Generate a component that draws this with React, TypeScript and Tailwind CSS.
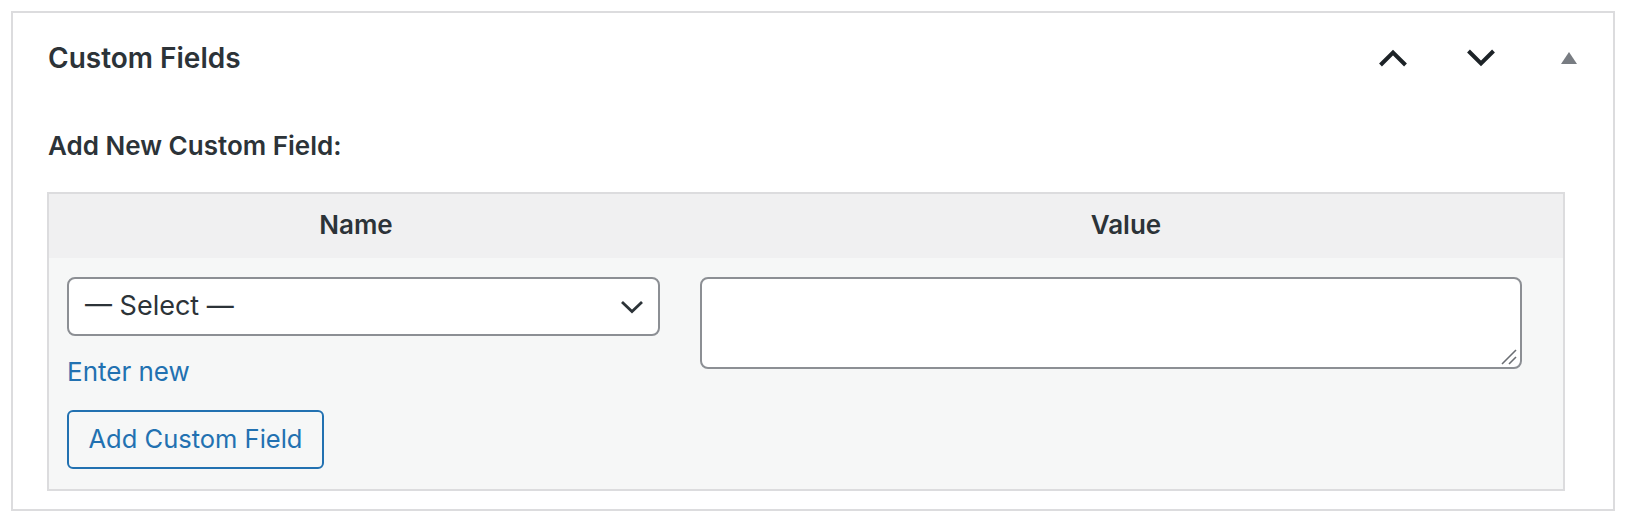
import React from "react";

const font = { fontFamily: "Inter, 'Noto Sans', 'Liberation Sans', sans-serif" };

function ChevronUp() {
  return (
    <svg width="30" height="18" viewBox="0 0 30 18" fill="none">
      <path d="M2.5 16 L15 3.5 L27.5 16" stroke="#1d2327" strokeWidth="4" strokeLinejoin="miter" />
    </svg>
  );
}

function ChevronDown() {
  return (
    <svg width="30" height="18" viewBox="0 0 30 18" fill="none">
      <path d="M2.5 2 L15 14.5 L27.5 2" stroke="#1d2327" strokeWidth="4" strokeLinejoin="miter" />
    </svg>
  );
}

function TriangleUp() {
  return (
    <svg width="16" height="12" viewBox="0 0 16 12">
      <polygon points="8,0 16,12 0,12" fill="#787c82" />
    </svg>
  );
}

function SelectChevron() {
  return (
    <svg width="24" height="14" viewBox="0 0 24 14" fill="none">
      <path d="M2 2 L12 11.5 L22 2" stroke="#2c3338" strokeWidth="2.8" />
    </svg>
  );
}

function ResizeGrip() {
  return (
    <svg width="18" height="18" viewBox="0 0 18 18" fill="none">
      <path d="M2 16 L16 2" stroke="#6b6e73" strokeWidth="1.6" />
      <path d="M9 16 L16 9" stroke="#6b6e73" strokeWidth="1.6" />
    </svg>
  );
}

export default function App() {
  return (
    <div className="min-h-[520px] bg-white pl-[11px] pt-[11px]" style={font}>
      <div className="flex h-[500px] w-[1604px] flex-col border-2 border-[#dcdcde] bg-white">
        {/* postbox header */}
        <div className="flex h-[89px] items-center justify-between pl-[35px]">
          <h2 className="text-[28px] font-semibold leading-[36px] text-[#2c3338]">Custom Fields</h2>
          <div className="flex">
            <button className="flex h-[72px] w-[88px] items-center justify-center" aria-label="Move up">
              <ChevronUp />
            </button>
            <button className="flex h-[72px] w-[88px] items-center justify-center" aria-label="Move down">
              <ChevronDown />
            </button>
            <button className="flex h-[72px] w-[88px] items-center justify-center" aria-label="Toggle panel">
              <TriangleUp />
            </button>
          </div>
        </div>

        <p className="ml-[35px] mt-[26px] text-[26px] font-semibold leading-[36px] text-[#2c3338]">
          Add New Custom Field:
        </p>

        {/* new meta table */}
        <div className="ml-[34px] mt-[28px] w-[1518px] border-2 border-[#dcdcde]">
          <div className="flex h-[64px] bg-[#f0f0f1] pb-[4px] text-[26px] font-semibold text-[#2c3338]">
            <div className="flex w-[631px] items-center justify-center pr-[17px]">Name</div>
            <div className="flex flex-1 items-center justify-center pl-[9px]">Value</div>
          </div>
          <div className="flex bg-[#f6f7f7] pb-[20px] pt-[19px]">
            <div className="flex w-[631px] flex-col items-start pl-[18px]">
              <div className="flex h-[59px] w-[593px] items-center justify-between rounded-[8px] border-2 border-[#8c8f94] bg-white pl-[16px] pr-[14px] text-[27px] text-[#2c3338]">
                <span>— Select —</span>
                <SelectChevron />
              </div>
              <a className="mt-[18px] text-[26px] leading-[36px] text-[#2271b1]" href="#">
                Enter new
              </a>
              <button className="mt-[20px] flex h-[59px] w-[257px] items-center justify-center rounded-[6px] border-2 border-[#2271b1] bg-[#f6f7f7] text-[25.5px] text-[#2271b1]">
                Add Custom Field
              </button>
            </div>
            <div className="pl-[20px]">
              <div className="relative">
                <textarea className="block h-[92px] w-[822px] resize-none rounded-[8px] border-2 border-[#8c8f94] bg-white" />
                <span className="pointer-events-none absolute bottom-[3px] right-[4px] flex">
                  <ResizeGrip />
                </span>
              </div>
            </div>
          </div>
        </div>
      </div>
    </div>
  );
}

### DO THIS
Restate the full listing verbatim and drop every picture.

### OUTPUT OF THE EXERCISE
Generate a component that draws this with React, TypeScript and Tailwind CSS.
import React from "react";

const font = { fontFamily: "Inter, 'Noto Sans', 'Liberation Sans', sans-serif" };

function ChevronUp() {
  return (
    <svg width="30" height="18" viewBox="0 0 30 18" fill="none">
      <path d="M2.5 16 L15 3.5 L27.5 16" stroke="#1d2327" strokeWidth="4" strokeLinejoin="miter" />
    </svg>
  );
}

function ChevronDown() {
  return (
    <svg width="30" height="18" viewBox="0 0 30 18" fill="none">
      <path d="M2.5 2 L15 14.5 L27.5 2" stroke="#1d2327" strokeWidth="4" strokeLinejoin="miter" />
    </svg>
  );
}

function TriangleUp() {
  return (
    <svg width="16" height="12" viewBox="0 0 16 12">
      <polygon points="8,0 16,12 0,12" fill="#787c82" />
    </svg>
  );
}

function SelectChevron() {
  return (
    <svg width="24" height="14" viewBox="0 0 24 14" fill="none">
      <path d="M2 2 L12 11.5 L22 2" stroke="#2c3338" strokeWidth="2.8" />
    </svg>
  );
}

function ResizeGrip() {
  return (
    <svg width="18" height="18" viewBox="0 0 18 18" fill="none">
      <path d="M2 16 L16 2" stroke="#6b6e73" strokeWidth="1.6" />
      <path d="M9 16 L16 9" stroke="#6b6e73" strokeWidth="1.6" />
    </svg>
  );
}

export default function App() {
  return (
    <div className="min-h-[520px] bg-white pl-[11px] pt-[11px]" style={font}>
      <div className="flex h-[500px] w-[1604px] flex-col border-2 border-[#dcdcde] bg-white">
        {/* postbox header */}
        <div className="flex h-[89px] items-center justify-between pl-[35px]">
          <h2 className="text-[28px] font-semibold leading-[36px] text-[#2c3338]">Custom Fields</h2>
          <div className="flex">
            <button className="flex h-[72px] w-[88px] items-center justify-center" aria-label="Move up">
              <ChevronUp />
            </button>
            <button className="flex h-[72px] w-[88px] items-center justify-center" aria-label="Move down">
              <ChevronDown />
            </button>
            <button className="flex h-[72px] w-[88px] items-center justify-center" aria-label="Toggle panel">
              <TriangleUp />
            </button>
          </div>
        </div>

        <p className="ml-[35px] mt-[26px] text-[26px] font-semibold leading-[36px] text-[#2c3338]">
          Add New Custom Field:
        </p>

        {/* new meta table */}
        <div className="ml-[34px] mt-[28px] w-[1518px] border-2 border-[#dcdcde]">
          <div className="flex h-[64px] bg-[#f0f0f1] pb-[4px] text-[26px] font-semibold text-[#2c3338]">
            <div className="flex w-[631px] items-center justify-center pr-[17px]">Name</div>
            <div className="flex flex-1 items-center justify-center pl-[9px]">Value</div>
          </div>
          <div className="flex bg-[#f6f7f7] pb-[20px] pt-[19px]">
            <div className="flex w-[631px] flex-col items-start pl-[18px]">
              <div className="flex h-[59px] w-[593px] items-center justify-between rounded-[8px] border-2 border-[#8c8f94] bg-white pl-[16px] pr-[14px] text-[27px] text-[#2c3338]">
                <span>— Select —</span>
                <SelectChevron />
              </div>
              <a className="mt-[18px] text-[26px] leading-[36px] text-[#2271b1]" href="#">
                Enter new
              </a>
              <button className="mt-[20px] flex h-[59px] w-[257px] items-center justify-center rounded-[6px] border-2 border-[#2271b1] bg-[#f6f7f7] text-[25.5px] text-[#2271b1]">
                Add Custom Field
              </button>
            </div>
            <div className="pl-[20px]">
              <div className="relative">
                <textarea className="block h-[92px] w-[822px] resize-none rounded-[8px] border-2 border-[#8c8f94] bg-white" />
                <span className="pointer-events-none absolute bottom-[3px] right-[4px] flex">
                  <ResizeGrip />
                </span>
              </div>
            </div>
          </div>
        </div>
      </div>
    </div>
  );
}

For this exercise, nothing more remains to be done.